____ INFORMATION SUPPLIED

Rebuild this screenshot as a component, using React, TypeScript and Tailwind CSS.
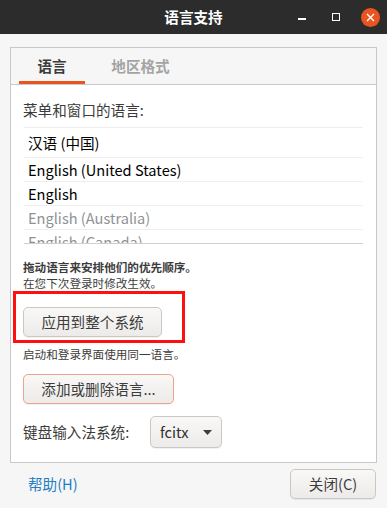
import React from 'react';

const LANGS = [
  { name: '汉语 (中国)', tall: true, muted: false },
  { name: 'English (United States)', tall: false, muted: false },
  { name: 'English', tall: false, muted: false },
  { name: 'English (Australia)', tall: false, muted: true },
  { name: 'English (Canada)', tall: false, muted: true },
];

const btn =
  'flex items-center justify-center rounded-[5px] border bg-gradient-to-b from-[#f8f8f7] to-[#edebe9] text-[14.6px] text-[#3c3c3c] shadow-[0_1px_1px_rgba(0,0,0,0.06)]';

function TitleBar() {
  return (
    <div className="grid h-[34px] grid-cols-[1fr_auto_1fr] items-center bg-[#2c2c2c]">
      <div />
      <div className="text-[14.6px] font-bold text-white">语言支持</div>
      <div className="flex justify-end">
        <div className="flex h-[34px] w-[34px] items-center justify-center">
          <div className="mt-[4px] h-[1.5px] w-[8px] bg-white" />
        </div>
        <div className="flex h-[34px] w-[34px] items-center justify-center">
          <div className="h-[8px] w-[8px] border border-white" />
        </div>
        <div className="flex h-[34px] w-[34px] items-center justify-center">
          <div className="flex h-[19px] w-[19px] items-center justify-center rounded-full bg-[#e95420]">
            <svg width="9" height="9" viewBox="0 0 9 9">
              <path d="M1 1L8 8M8 1L1 8" stroke="white" strokeWidth="1.4" />
            </svg>
          </div>
        </div>
      </div>
    </div>
  );
}

export default function App() {
  return (
    <div
      className="relative h-[508px] w-[387px] overflow-hidden bg-[#f6f6f6] text-[#3c3c3c]"
      style={{ fontFamily: '"Noto Sans CJK SC", "Noto Sans", sans-serif' }}
    >
      <TitleBar />

      <div className="px-[10px] pt-[13px]">
        <div className="flex h-[416px] flex-col border border-[#c8c8c8]">
          {/* tabs */}
          <div className="flex h-[37px] border-b border-[#c8c8c8] bg-[#f6f6f6] pl-[8px]">
            <div className="flex h-[36px] w-[66px] items-center justify-center border-b-[3px] border-[#e95420] pt-[3px] text-[14.6px] font-bold text-[#3c3c3c]">
              语言
            </div>
            <div className="ml-[7px] flex h-[36px] w-[97px] items-center justify-center pb-[0px] text-[14.6px] font-bold text-[#a4a4a4]">
              地区格式
            </div>
          </div>

          {/* page */}
          <div className="flex-1 bg-white px-[12px]">
            <div className="mt-[15px] h-[20px] text-[14.6px] leading-[20px]">菜单和窗口的语言:</div>

            <div className="mx-[1px] mt-[7px] border-t border-[#eeeeee]">
              <div className="h-[116px] overflow-hidden border-b border-[#cfcfcf]">
                {LANGS.map((l) => (
                  <div
                    key={l.name}
                    className={`flex items-center border-b border-[#efefef] pl-[4px] text-[14.6px] ${
                      l.tall ? 'h-[30px]' : 'h-[24px]'
                    } ${l.muted ? 'text-[#8f9293]' : 'text-black'}`}
                  >
                    {l.name}
                  </div>
                ))}
              </div>
            </div>

            <div className="mt-[15px] text-[11.6px] leading-[16px]">
              <div className="font-bold">拖动语言来安排他们的优先顺序。</div>
              <div>在您下次登录时修改生效。</div>
            </div>

            <button className={`${btn} mt-[16px] h-[30px] w-[139px] border-[#cdc7c2]`}>应用到整个系统</button>

            <div className="mt-[9px] text-[11.6px] leading-[16px]">启动和登录界面使用同一语言。</div>

            <button className={`${btn} mt-[12px] h-[30px] w-[151px] border-[#eea38b]`}>添加或删除语言...</button>

            <div className="mt-[12px] flex items-center">
              <span className="w-[127px] text-[14.6px]">键盘输入法系统:</span>
              <div className={`${btn} h-[32px] w-[72px] justify-start border-[#cdc7c2] pl-[9px]`}>
                <span className="text-[#2e2e2e]">fcitx</span>
                <svg className="ml-[14px]" width="9" height="5" viewBox="0 0 9 5">
                  <path d="M0 0H9L4.5 5Z" fill="#3c3c3c" />
                </svg>
              </div>
            </div>
          </div>
        </div>
      </div>

      {/* footer */}
      <div className="mt-[6px] flex items-center justify-between pl-[28px] pr-[11px]">
        <span className="text-[14.6px] text-[#1e80c2]">帮助(H)</span>
        <button className={`${btn} h-[30px] w-[86px] border-[#cdc7c2]`}>关闭(C)</button>
      </div>

      {/* red highlight annotation */}
      <div className="pointer-events-none absolute left-[13px] top-[291px] h-[52px] w-[172px] border-[3px] border-[#ff1010]" />
    </div>
  );
}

________

▶ EXERCISE:
Reproduce each line word for word and drop the pictures.

▶ WRITTEN SOLUTION:
Rebuild this screenshot as a component, using React, TypeScript and Tailwind CSS.
import React from 'react';

const LANGS = [
  { name: '汉语 (中国)', tall: true, muted: false },
  { name: 'English (United States)', tall: false, muted: false },
  { name: 'English', tall: false, muted: false },
  { name: 'English (Australia)', tall: false, muted: true },
  { name: 'English (Canada)', tall: false, muted: true },
];

const btn =
  'flex items-center justify-center rounded-[5px] border bg-gradient-to-b from-[#f8f8f7] to-[#edebe9] text-[14.6px] text-[#3c3c3c] shadow-[0_1px_1px_rgba(0,0,0,0.06)]';

function TitleBar() {
  return (
    <div className="grid h-[34px] grid-cols-[1fr_auto_1fr] items-center bg-[#2c2c2c]">
      <div />
      <div className="text-[14.6px] font-bold text-white">语言支持</div>
      <div className="flex justify-end">
        <div className="flex h-[34px] w-[34px] items-center justify-center">
          <div className="mt-[4px] h-[1.5px] w-[8px] bg-white" />
        </div>
        <div className="flex h-[34px] w-[34px] items-center justify-center">
          <div className="h-[8px] w-[8px] border border-white" />
        </div>
        <div className="flex h-[34px] w-[34px] items-center justify-center">
          <div className="flex h-[19px] w-[19px] items-center justify-center rounded-full bg-[#e95420]">
            <svg width="9" height="9" viewBox="0 0 9 9">
              <path d="M1 1L8 8M8 1L1 8" stroke="white" strokeWidth="1.4" />
            </svg>
          </div>
        </div>
      </div>
    </div>
  );
}

export default function App() {
  return (
    <div
      className="relative h-[508px] w-[387px] overflow-hidden bg-[#f6f6f6] text-[#3c3c3c]"
      style={{ fontFamily: '"Noto Sans CJK SC", "Noto Sans", sans-serif' }}
    >
      <TitleBar />

      <div className="px-[10px] pt-[13px]">
        <div className="flex h-[416px] flex-col border border-[#c8c8c8]">
          {/* tabs */}
          <div className="flex h-[37px] border-b border-[#c8c8c8] bg-[#f6f6f6] pl-[8px]">
            <div className="flex h-[36px] w-[66px] items-center justify-center border-b-[3px] border-[#e95420] pt-[3px] text-[14.6px] font-bold text-[#3c3c3c]">
              语言
            </div>
            <div className="ml-[7px] flex h-[36px] w-[97px] items-center justify-center pb-[0px] text-[14.6px] font-bold text-[#a4a4a4]">
              地区格式
            </div>
          </div>

          {/* page */}
          <div className="flex-1 bg-white px-[12px]">
            <div className="mt-[15px] h-[20px] text-[14.6px] leading-[20px]">菜单和窗口的语言:</div>

            <div className="mx-[1px] mt-[7px] border-t border-[#eeeeee]">
              <div className="h-[116px] overflow-hidden border-b border-[#cfcfcf]">
                {LANGS.map((l) => (
                  <div
                    key={l.name}
                    className={`flex items-center border-b border-[#efefef] pl-[4px] text-[14.6px] ${
                      l.tall ? 'h-[30px]' : 'h-[24px]'
                    } ${l.muted ? 'text-[#8f9293]' : 'text-black'}`}
                  >
                    {l.name}
                  </div>
                ))}
              </div>
            </div>

            <div className="mt-[15px] text-[11.6px] leading-[16px]">
              <div className="font-bold">拖动语言来安排他们的优先顺序。</div>
              <div>在您下次登录时修改生效。</div>
            </div>

            <button className={`${btn} mt-[16px] h-[30px] w-[139px] border-[#cdc7c2]`}>应用到整个系统</button>

            <div className="mt-[9px] text-[11.6px] leading-[16px]">启动和登录界面使用同一语言。</div>

            <button className={`${btn} mt-[12px] h-[30px] w-[151px] border-[#eea38b]`}>添加或删除语言...</button>

            <div className="mt-[12px] flex items-center">
              <span className="w-[127px] text-[14.6px]">键盘输入法系统:</span>
              <div className={`${btn} h-[32px] w-[72px] justify-start border-[#cdc7c2] pl-[9px]`}>
                <span className="text-[#2e2e2e]">fcitx</span>
                <svg className="ml-[14px]" width="9" height="5" viewBox="0 0 9 5">
                  <path d="M0 0H9L4.5 5Z" fill="#3c3c3c" />
                </svg>
              </div>
            </div>
          </div>
        </div>
      </div>

      {/* footer */}
      <div className="mt-[6px] flex items-center justify-between pl-[28px] pr-[11px]">
        <span className="text-[14.6px] text-[#1e80c2]">帮助(H)</span>
        <button className={`${btn} h-[30px] w-[86px] border-[#cdc7c2]`}>关闭(C)</button>
      </div>

      {/* red highlight annotation */}
      <div className="pointer-events-none absolute left-[13px] top-[291px] h-[52px] w-[172px] border-[3px] border-[#ff1010]" />
    </div>
  );
}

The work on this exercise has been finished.